Studies have shown that authentic happiness actually shows an inverse proportion between more income (above a basic level of needs) and more happiness. When it comes to money and wealth, it’s like they feed on themselves – the more we have, the more we think we need, and then, no matter how much we have, it will never seem like enough.

The great delusion keeps us shooting for more and more, yet feeling less secure, satisfied, and happy. What’s the answer? It seems to me it lies in this question, “What is feeding my soul?”

Is it God? God’s unconditional love for me? Serving God and others? Prayer? Worship? God’s Word?

Stephen Covey put is so well when he said, “You cannot say ‘no’ in life (think of no as saying no to the great delusion) until there is a deeper ‘yes.’”

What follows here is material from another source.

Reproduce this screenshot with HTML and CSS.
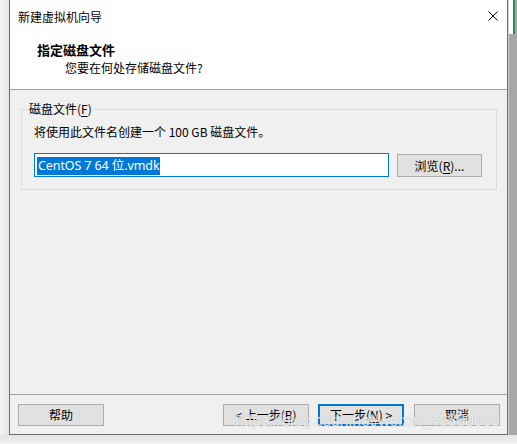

Is God the deeper “Yes” in our lives?

Jesus said, “Do not store up for yourselves treasures on earth, where moth and rust consume and where thieves break in and steal; but store up for yourselves treasures in heaven, where neither moth nor rust consumes and where thieves do not break in and steal. For where your treasure is, there your heart will be also.” Matthew 6:19-21

May all joy be yours in believing!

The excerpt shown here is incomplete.